Z poznawaniem liter wcale nie trzeba czekać do szkoły ani przedszkola. Skoro dziecko jest w stanie nauczyć się, że obrazek psa (niebędący żywym psem) przedstawia psa to jest też w stanie, że dany symbol to określony dźwięk. Jedna zasada obowiązuje zawsze (czyli bez względu na wiek): nauka musi być przyjemna, dostarczane materiały mają zachęcać do zabawy. Warto taką edukację prowadzić wielowymiarowo: podsuwać dziecku zrobione własnoręcznie materiały, klocki, książeczki z literami oraz pokazywać je w przestrzeni publicznej (wypukłe litery na tablicach pamiątkowych, rejestracjach), a nawet zjadać (makaron w kształcie liter).
U nas nauka, utrwalanie, powtarzanie trwa już od dłuższego czasu i z jednej strony jest to wchodzenie w świat liter, a z drugiej czytanie globalne, pozwalające lepiej rozumieć czytany tekst. Większość dzieci uczy się poznając wszystkie litery w bardzo krótkim czasie. Warto jednak zacząć naukę od samogłosek (narysowane na papierze, wykonane na kartonach, kapslach, butelkach, klockach). Ważne, aby była ona atrakcyjna dla dziecka i solidna (jeśli bardzo wcześnie zaczynamy naukę to często dziecko jeszcze będzie na etapie wgryzania się we wszystkie pomoce, czyli ząbkowania). Taki maluch już potrafi dostrzec podobieństwa i różnice i tę zdolność warto wykorzystać w zabawie. Zadanie malucha będzie polegało na dopasowaniu do siebie planszy z podobnymi znakami, wypowiadania ich i tworzenia skojarzeń.
Dla najmłodszych czytelników ważne jest, aby plansze były kolorowe, zachęcające, pozwalały na rozwijanie wyobraźni, przedstawiały ilustracje, do których można opowiedzieć historię, wskazać poszczególne przedmioty i zawierały jak najmniej tekstu.
„Dźwięczące abecadło” doskonale wpisuje się w te wymogi: plansze podzielono na dwie części: barwne tworzące skojarzenia i czarnobiałe będące materiałem do dopasowania. Na górze dużych (A4) barwnych stron jest krótki opis tego, co przedstawia ilustracja znajdująca się na środku, a z dołu znajdziemy literę. Dzięki takiej organizacji strony dziecko zerknie na literę, będzie mogło nauczyć się czytać sylaby, a rodzic zdąży przeczytać zdanie.

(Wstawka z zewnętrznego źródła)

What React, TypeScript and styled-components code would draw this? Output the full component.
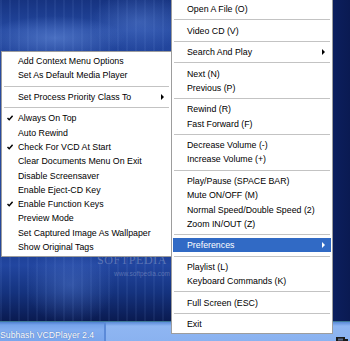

Mniejsze plansze z literami zachęcą do dopasowywania, rozwijania spostrzegawczości i pozwolą na dopasowanie.
W czasie przygody z pierwszymi książkami i materiałami edukacyjnymi dziecko jeszcze ma słabą koncentrację. Będzie się ona wydłużała razem z trenowaniem skupienia uwagi na jednej czynności. Takie wydłużanie czasu zaangażowanie wymaga stopniowania trudności. Zabawa z planszami „Dźwięczące abecadło” będzie doskonałym ćwiczeniem i jednocześnie nauką. Na początku całość możemy wykorzystać do nauki mówienia: dziecko uczy się posługiwać onomatopejami, a następnie możemy przejść do wchodzenia w świat liter. Piękne i wyraziste plansze zachęcają do pokazywanie palcem zwierząt, ludzi, części ciała, rzeczy. Starszym dzieciom karty posłużą do nauki opowiadania, opisywania tego, co widzą oraz będą źródłem niedługich czytanek. Duże litery, proste teksty sprawią, że pierwszy kontakt z tekstem pisanym będzie przyjemny.
Śliskie, solidne karty doskonale też sprawdzają się w czasie nauki pisania. Jeśli są to materiały wykorzystywane w domu lub w indywidualnej terapii warto dokupić pisaki suchościeralne i pozwolić dziecku mazać po planszach, próbować odwzorować literę czy obrysować ilustrację. Dzięki temu nasza pociecha poza nauką liter będzie miała okazję poćwiczyć swoje zdolności motoryczne i rozwijać ośrodek Broki mający duże znaczenie nie tylko w nauce mówienia. Zdecydowanie polecam przedszkolakom i nie tylko.